What does one do if their loved one is suddenly and cruelly snatched away?

This Valentine’s Day in India was a horrible day for the CRPF jawans killed in their trucks by a suicide bomber.

BENGALURU: This Valentine’s Day in India was a horrible day for the CRPF jawans killed in their trucks by a suicide bomber. As the jawans trundled down those mountainous paths in the rickety old buses, crowding against each other, one wonders if there had been Valentine’s Day plans for all those young people and their loved ones back at their homes. Did some have internet video calls with their sweethearts earlier that day, or were planning to talk later in the day? Did others long to have a sweetheart or were just starting? 

Loving someone is also
learning to live with the fear
of loss

They certainly wouldn’t have anticipated that a 22-year-old would ram an explosive-laden car into their convoy, killing all of them. Whether it be through such horribly violent terrorist attacks, or like earlier in the month by the crash of a test flight of an upgraded Mirage flight that killed squadron leaders Samir Abrol and Siddhartha Negi in HAL, Bangalore, and hundreds more over the years, both in times of war and in times of relative peace, love can and does come to an abrupt end for so many of our people in the armed forces. Just in the last five years, we have seen many pilots lose their lives to aircraft crashes, ambushed CRPF jawans massacred in the heartland, terrorist attacks in multiple pockets on our borders, even one of our air bases. 

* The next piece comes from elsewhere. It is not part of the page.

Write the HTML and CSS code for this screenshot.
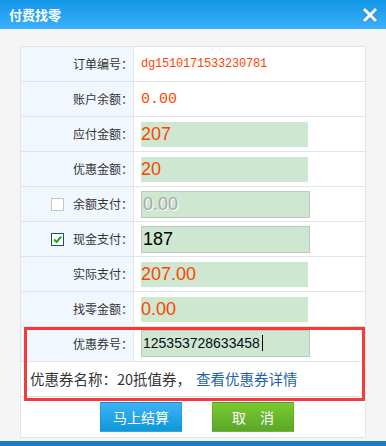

What does one do if their loved one is so suddenly, violently and cruelly snatched away? For those losing a loved one in the armed forces, seeing their loved one come back draped in the national flag and knowing the violent end they met, how does one even begin to deal with it?
Loss is hard enough, and harder still when one is left loving someone who has so suddenly disappeared, and so violently at that. Loving someone is also learning to live with the fear of loss, especially in lines of service that are so exposed to mortality. 

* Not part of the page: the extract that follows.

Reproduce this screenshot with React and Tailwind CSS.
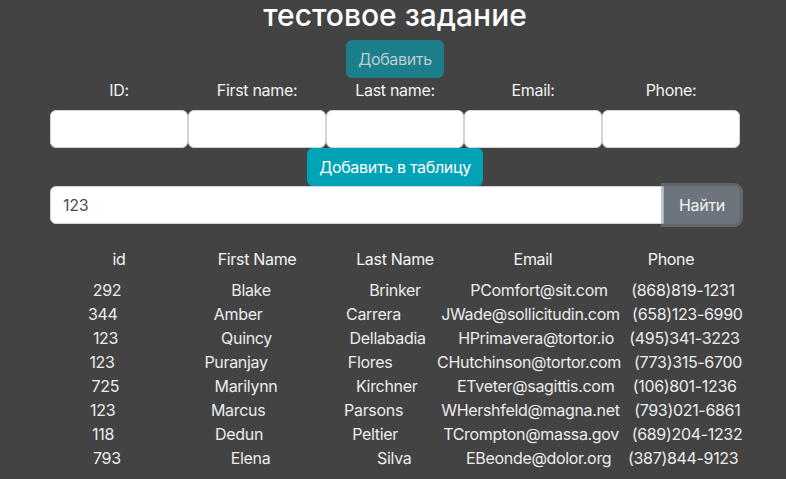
const fields = ['ID:', 'First name:', 'Last name:', 'Email:', 'Phone:'];
const heads = ['id', 'First Name', 'Last Name', 'Email', 'Phone'];

const rows = [
  ['292', 'Blake', 'Brinker', 'PComfort@sit.com', '(868)819-1231'],
  ['344', 'Amber', 'Carrera', 'JWade@sollicitudin.com', '(658)123-6990'],
  ['123', 'Quincy', 'Dellabadia', 'HPrimavera@tortor.io', '(495)341-3223'],
  ['123', 'Puranjay', 'Flores', 'CHutchinson@tortor.com', '(773)315-6700'],
  ['725', 'Marilynn', 'Kirchner', 'ETveter@sagittis.com', '(106)801-1236'],
  ['123', 'Marcus', 'Parsons', 'WHershfeld@magna.net', '(793)021-6861'],
  ['118', 'Dedun', 'Peltier', 'TCrompton@massa.gov', '(689)204-1232'],
  ['793', 'Elena', 'Silva', 'EBeonde@dolor.org', '(387)844-9123'],
];

export default function App() {
  return (
    <div
      className="min-h-[479px] overflow-hidden bg-[#434343] text-base tracking-[-0.02em] text-white"
      style={{ fontFamily: 'Inter, "Noto Sans", sans-serif' }}
    >
      <div className="ml-[35px] flex w-[720px] flex-col items-center">
        <h1 className="text-[30px] font-medium leading-[30px] tracking-normal text-white">тестовое задание</h1>

        <button
          disabled
          className="mt-[10px] h-[38px] rounded-md bg-[#1c7f8b] px-3 leading-6 text-[#bccdd0]"
        >
          Добавить
        </button>

        <div className="w-full px-[15px]">
          <div className="grid grid-cols-5">
            {fields.map((f) => (
              <div key={f} className="flex flex-col">
                <label className="mb-2 text-center leading-6 text-[#f2f2f2]">{f}</label>
                <input className="h-[38px] w-full rounded-md border border-[#ced4da] bg-white px-3 text-[#495057] outline-none" />
              </div>
            ))}
          </div>

          <div className="flex justify-center">
            <button className="h-[38px] rounded-md bg-[#00a4b6] px-3 leading-6 text-white">
              Добавить в таблицу
            </button>
          </div>

          <div className="flex">
            <input
              defaultValue="123"
              className="h-[38px] flex-1 rounded-l-md border border-[#ced4da] bg-white px-3 text-[#495057] outline-none"
            />
            <button className="relative z-10 h-[38px] w-[76px] rounded-r-md bg-[#6c757d] leading-6 text-[#f4f4f4] shadow-[0_0_0_3px_rgba(130,138,145,0.5)]">
              Найти
            </button>
          </div>

          <div className="mt-[23px] grid grid-cols-5 leading-6">
            {heads.map((h) => (
              <div key={h} className="text-center text-[#f4f4f4]">
                {h}
              </div>
            ))}
          </div>
        </div>

        <div className="mt-[7px] w-full">
          {rows.map((r, i) => (
            <div key={i} className="flex leading-6 text-[#ececec]">
              {r.map((c, j) => (
                <div key={j} className="flex-1 whitespace-nowrap text-center">
                  {c}
                </div>
              ))}
            </div>
          ))}
        </div>
      </div>
    </div>
  );
}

On this Valentine’s Day, the preciousness of this love, the awareness of its fragility and the pervasiveness of the fear of losing it gets driven home to not just those immediately connected with the jawans who lost their lives, but also for everyone else. We all take that hit for a second, and feel the pain of losing someone we love. We empathise with their families and loved ones, because we all share that fear of losing someone we love. We know how dreadful it is to even imagine such loss, and how we go through our loved lives imagining ourselves far from such tragedy and yet it strikes so close to home, and so often. 

The beauty of such love is not so much in its eternal life, as much as it is in loving anyway despite the fear of loss, despite its fragility. We love even more knowing that it is precious and maybe we will ask more from those we can hold responsible to keep this love safe for Valentine’s Day and all the other days.